Adds Dietrich, who was raised in the neighborhood and dined often at Palermo Villa with his family, "We are in the process of going through their menu and trying to see what will fit and what will work with what we want to bring to the table."

(PHOTO: Divino Facebook)

The Falluca family – which owns Palermo's frozen pizza in the Menomonee Valley – opened the restaurant in 1970. Eight years later, it was sold to Kathy Mirenda, who sold the business to her brother Dean Cannestra and Tina Conley in 2012 and they rebranded it as Divino, keeping the menu basically the same.

"The biggest thing for us is understanding the tradition within that building itself. We'll change cosmetically, we'll change the menu, but we still want it to be a neighborhood Italian restaurant.

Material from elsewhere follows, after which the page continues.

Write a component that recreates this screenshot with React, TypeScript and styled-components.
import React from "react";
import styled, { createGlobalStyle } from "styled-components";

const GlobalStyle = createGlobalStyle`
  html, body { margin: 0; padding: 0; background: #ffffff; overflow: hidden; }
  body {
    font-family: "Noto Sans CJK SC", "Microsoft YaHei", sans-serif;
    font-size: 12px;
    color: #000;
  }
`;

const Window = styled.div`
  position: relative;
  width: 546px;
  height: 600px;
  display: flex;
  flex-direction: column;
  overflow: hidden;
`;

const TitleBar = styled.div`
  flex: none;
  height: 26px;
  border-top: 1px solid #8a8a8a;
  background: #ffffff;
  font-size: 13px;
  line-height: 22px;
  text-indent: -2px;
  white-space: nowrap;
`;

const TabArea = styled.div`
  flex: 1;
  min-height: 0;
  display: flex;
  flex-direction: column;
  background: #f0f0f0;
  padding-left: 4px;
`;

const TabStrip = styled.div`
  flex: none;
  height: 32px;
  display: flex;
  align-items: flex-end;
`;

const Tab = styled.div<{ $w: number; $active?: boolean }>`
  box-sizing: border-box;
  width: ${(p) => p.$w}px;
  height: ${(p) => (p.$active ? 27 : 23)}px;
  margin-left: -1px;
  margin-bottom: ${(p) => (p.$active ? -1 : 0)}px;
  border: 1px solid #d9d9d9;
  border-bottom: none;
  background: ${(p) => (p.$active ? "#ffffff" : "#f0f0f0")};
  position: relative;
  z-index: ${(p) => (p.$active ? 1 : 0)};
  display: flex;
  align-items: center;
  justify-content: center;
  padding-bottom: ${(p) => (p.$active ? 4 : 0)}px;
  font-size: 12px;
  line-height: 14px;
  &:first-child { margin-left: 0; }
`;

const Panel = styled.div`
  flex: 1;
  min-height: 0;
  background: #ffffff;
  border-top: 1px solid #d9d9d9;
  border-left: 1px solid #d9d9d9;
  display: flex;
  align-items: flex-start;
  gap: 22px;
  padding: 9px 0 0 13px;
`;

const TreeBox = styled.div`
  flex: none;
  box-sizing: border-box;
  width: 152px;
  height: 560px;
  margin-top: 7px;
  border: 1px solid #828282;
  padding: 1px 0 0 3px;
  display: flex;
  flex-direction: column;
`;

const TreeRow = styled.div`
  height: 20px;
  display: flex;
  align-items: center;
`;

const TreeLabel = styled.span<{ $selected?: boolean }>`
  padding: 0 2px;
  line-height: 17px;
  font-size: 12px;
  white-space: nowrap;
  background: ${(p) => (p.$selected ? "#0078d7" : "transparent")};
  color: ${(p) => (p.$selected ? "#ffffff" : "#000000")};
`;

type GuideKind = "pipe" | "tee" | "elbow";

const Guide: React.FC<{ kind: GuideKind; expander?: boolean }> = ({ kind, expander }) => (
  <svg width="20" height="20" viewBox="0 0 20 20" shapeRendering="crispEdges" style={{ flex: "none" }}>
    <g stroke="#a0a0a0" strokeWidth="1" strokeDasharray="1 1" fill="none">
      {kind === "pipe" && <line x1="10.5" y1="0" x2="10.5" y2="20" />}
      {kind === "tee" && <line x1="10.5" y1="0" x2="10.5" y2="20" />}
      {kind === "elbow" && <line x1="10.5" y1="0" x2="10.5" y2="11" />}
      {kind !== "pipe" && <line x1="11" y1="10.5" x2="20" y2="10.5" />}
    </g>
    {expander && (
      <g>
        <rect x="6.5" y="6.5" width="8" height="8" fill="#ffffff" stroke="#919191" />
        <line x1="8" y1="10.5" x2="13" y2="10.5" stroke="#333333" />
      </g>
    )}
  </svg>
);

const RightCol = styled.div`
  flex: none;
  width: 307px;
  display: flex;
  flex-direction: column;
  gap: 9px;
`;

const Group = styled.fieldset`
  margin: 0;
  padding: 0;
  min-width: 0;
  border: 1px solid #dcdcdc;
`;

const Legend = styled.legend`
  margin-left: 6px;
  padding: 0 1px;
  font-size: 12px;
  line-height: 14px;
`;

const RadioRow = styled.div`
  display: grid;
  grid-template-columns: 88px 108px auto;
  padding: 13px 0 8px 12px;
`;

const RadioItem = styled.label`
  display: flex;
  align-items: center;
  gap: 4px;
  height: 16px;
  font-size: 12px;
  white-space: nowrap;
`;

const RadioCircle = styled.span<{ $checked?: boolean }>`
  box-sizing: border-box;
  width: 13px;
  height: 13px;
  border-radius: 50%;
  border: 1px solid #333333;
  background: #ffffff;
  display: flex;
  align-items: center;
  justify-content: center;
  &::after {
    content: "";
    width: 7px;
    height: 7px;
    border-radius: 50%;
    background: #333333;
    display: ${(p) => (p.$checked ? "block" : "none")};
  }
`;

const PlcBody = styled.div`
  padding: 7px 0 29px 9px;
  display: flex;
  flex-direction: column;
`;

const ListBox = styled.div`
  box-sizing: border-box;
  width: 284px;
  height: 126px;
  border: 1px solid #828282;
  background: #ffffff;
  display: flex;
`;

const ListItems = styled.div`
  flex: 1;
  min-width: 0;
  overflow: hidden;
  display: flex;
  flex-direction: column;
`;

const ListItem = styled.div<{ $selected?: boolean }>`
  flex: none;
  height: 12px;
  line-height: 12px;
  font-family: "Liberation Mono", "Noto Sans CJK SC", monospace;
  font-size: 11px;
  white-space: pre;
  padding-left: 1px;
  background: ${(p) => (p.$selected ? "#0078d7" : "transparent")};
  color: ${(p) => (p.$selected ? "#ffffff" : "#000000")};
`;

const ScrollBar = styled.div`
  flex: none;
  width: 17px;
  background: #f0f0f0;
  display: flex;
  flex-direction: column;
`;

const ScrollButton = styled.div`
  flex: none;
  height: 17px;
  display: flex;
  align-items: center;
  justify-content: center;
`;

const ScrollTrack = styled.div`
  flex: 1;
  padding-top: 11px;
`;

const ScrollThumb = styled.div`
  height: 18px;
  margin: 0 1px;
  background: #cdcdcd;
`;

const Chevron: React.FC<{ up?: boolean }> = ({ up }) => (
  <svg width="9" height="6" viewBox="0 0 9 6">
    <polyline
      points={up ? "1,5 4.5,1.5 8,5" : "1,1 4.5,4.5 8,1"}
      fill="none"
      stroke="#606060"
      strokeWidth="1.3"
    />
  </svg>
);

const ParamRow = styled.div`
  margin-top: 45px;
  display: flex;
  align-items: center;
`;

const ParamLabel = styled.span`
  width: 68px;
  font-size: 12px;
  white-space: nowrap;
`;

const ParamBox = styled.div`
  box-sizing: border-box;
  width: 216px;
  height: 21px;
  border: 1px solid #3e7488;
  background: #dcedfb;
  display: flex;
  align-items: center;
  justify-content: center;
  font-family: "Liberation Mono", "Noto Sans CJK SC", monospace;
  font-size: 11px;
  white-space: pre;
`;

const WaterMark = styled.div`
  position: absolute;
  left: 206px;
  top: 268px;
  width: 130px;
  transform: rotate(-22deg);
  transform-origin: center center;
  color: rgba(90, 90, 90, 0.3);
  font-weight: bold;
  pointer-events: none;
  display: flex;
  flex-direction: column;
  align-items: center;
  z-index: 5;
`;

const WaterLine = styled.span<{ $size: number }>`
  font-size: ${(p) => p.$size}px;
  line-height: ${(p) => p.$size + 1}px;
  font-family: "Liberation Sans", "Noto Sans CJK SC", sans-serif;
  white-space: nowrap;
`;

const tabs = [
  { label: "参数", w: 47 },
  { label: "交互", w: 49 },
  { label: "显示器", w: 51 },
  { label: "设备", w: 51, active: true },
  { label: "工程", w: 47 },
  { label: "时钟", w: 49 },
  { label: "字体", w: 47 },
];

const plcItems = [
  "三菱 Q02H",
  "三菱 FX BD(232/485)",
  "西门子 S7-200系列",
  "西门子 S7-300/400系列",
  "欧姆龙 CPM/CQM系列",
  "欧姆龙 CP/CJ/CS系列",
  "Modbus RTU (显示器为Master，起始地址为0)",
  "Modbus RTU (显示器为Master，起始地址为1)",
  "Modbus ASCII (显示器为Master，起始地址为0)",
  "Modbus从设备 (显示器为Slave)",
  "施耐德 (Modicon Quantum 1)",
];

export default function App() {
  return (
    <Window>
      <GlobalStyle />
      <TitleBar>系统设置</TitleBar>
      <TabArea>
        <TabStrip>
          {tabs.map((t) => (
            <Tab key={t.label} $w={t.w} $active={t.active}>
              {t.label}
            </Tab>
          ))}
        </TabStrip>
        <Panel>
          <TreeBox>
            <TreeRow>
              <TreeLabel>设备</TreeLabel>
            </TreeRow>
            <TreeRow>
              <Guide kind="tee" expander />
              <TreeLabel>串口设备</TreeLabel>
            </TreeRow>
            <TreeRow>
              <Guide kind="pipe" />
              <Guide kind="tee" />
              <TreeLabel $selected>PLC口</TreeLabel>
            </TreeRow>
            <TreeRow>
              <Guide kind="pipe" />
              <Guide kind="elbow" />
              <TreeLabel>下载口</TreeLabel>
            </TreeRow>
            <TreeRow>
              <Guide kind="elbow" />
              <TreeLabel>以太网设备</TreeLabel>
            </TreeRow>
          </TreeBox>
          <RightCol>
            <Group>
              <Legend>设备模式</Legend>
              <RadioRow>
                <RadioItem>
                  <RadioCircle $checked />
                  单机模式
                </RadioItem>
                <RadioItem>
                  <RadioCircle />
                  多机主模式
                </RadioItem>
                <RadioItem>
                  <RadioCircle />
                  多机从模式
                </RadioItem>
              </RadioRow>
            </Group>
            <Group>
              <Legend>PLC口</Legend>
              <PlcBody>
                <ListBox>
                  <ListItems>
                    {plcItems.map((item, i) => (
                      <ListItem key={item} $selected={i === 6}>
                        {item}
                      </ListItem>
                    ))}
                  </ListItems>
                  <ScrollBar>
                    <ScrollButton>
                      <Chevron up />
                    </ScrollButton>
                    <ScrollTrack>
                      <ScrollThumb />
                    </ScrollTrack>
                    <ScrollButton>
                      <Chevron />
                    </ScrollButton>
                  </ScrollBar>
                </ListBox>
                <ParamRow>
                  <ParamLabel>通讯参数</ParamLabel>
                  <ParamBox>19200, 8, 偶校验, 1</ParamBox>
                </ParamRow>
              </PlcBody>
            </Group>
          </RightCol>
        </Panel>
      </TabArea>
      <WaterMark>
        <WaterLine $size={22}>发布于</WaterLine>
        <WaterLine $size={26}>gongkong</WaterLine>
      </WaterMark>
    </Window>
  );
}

It's our belief that every neighborhood should have a great Italian restaurant and we want Tavolino to be that for the lower the East Side."

Entrees are expected to run between $15 and $30, with appetizers and salads in the $7-$15 range and desserts around $7-$8, says Nackers.

Dietrich says that the restaurant will get a new floor and there will be some other changes to the decor, but there will still be the separate bar area and the outdoor seating will remain, too.

(PHOTO: Divino Facebook)

The new owners hope to do a quick turnaround and have Tavolino ready to open by March 1, assuming all goes according to plan.

"If everything goes well with licensing and permits and whatnot," says Dietrich. "We're not making any structural changes to the space, so, I'm going to knock on wood and say I don't foresee any issues."